The Supreme Court has admitted that a 1976 verdict it had passed endorsing an executive decision during the Emergency had “violated the fundamental rights of a large number of citizens”.

The bench of Justices Aftab Alam and A.K. Ganguly described as “erroneous” a majority decision by a five-member Constitution bench that had upheld a lower court’s verdict backing the suspension of a fundamental liberty.

The 1976 verdict came on a habeas corpus petition (asking that a detained person be produced) in the “additional district magistrate Jabalpur vs Shivakant Shukla” case. Only one apex court judge, Justice Khanna, had dissented.

The 4:1 majority opinion was that, in view of a Presidential order dated June 27, 1975, no one had the “locus standi to move any writ petition” before a high court for habeas corpus or to enforce “any right to personal liberty of a person detained under the then law of preventive detention”.

The two-judge bench said: “The instances of this court’s judgment violating human rights… may be extremely rare but it cannot be said that such a situation can never happen.”

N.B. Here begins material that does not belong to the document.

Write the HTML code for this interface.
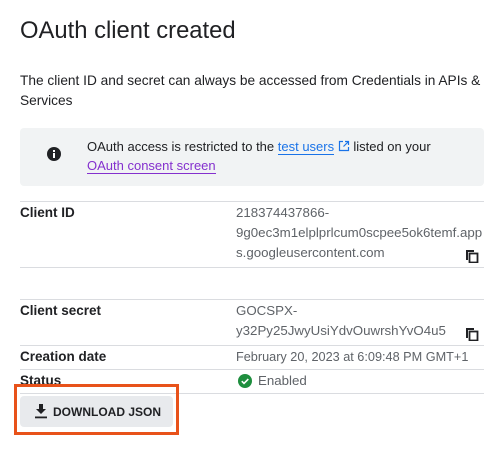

It observed that human rights cases “admit of a certain degree of fluidity” and are “never really closed”.

The bench said Justice Khanna had rightly dissented, holding that Clause 8 of Article 226, under which high courts can issue writs of habeas corpus, was integral to the Constitution.

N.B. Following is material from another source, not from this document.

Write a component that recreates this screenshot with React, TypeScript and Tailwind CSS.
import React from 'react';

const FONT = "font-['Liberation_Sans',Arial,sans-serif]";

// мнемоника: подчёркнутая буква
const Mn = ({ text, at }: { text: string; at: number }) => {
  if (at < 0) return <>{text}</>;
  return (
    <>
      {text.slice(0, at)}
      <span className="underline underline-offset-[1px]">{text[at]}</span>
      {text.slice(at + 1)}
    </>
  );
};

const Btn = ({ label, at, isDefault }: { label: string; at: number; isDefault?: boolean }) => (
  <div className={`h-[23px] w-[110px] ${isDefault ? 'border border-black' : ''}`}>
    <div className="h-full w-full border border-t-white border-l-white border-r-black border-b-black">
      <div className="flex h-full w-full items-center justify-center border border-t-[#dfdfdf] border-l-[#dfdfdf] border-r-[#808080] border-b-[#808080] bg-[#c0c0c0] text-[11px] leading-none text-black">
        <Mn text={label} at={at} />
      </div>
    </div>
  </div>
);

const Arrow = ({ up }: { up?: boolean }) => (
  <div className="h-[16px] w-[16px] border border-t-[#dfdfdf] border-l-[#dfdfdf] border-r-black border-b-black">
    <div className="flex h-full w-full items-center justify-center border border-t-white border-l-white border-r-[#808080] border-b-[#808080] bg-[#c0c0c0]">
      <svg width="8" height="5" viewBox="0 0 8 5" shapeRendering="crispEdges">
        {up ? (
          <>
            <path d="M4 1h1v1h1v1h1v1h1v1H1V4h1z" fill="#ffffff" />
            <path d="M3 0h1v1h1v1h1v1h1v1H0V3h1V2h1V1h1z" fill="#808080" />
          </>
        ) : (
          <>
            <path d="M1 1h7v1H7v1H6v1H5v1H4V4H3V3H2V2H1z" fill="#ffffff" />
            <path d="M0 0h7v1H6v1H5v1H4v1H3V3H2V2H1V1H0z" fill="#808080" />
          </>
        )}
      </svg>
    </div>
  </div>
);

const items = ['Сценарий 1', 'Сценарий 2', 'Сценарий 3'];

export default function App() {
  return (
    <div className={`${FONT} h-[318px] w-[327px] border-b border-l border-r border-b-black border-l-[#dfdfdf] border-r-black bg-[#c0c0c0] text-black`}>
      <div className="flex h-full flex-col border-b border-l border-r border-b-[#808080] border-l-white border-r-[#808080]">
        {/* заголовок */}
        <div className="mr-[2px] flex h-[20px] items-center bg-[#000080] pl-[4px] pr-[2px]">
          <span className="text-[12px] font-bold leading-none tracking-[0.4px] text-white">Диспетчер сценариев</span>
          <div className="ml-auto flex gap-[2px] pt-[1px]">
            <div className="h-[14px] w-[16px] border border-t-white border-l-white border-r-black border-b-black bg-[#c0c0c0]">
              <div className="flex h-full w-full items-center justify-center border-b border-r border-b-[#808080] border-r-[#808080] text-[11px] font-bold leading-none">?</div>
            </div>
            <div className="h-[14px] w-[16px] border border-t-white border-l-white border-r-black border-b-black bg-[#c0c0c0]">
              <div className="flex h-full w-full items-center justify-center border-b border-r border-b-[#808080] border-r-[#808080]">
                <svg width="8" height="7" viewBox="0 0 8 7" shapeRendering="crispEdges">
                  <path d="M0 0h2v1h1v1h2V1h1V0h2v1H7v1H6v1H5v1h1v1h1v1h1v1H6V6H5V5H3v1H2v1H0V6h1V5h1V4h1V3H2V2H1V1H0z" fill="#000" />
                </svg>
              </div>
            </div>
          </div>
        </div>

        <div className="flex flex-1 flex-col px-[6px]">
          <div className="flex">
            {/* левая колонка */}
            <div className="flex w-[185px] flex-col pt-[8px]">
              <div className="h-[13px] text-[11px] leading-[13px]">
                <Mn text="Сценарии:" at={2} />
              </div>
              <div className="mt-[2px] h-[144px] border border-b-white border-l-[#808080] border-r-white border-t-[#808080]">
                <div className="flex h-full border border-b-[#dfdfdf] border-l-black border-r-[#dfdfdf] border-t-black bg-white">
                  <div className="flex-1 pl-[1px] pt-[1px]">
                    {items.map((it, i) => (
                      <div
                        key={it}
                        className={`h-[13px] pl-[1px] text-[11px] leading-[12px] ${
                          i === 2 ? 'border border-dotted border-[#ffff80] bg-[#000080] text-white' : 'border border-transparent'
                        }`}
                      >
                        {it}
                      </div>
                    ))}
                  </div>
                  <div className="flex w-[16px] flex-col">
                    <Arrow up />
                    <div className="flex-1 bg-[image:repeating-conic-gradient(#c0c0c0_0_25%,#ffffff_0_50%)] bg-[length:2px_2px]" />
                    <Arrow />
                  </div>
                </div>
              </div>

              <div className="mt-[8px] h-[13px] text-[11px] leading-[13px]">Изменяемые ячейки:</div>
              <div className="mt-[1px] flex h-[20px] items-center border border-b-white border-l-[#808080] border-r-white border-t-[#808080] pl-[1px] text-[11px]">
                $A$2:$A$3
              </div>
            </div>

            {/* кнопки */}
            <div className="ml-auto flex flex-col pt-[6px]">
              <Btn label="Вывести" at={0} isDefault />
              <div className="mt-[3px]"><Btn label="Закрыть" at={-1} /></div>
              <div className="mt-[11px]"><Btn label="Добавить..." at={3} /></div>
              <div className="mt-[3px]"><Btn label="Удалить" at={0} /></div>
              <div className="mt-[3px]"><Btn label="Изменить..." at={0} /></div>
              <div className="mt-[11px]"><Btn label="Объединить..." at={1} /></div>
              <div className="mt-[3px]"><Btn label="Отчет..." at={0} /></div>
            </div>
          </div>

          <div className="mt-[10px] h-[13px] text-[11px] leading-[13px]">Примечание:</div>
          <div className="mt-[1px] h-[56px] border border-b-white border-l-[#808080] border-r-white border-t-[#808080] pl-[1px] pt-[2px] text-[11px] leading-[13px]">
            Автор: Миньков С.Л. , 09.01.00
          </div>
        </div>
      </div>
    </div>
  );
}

It said “no power has been conferred on any authority in the Constitution” for suspending high courts’ power to issue habeas corpus writs even during an Emergency.

The bench recalled former Chief Justice M.N. Venkatachaliah’s comment at last year’s Khanna memorial lecture that the 1976 decision be “confined to the dustbin of history”.

Justice Khanna’s dissenting opinion became law when, through the 44th Amendment, Articles 20 and 21 (dealing with personal liberty) were excluded from any possibility of suspension during an Emergency.

The two-judge bench’s observation came as the court, for the first time, commuted to life imprisonment a death sentence it had earlier upheld. It also set aside an earlier apex court verdict that the National Human Rights Commission was not empowered to recommend to a state governor that a death sentence be commuted once the court had upheld the penalty.

A Guwahati sessions court had awarded death to Remdeo Chauhan for murdering four people in 1992. The high court upheld the sentence and so did the apex court, which also rejected a review plea in May 2001. After the state government commuted the sentence on an NHRC plea citing doubts if Chauhan was an adult in 1992, the apex court slammed the NHRC in May 2009.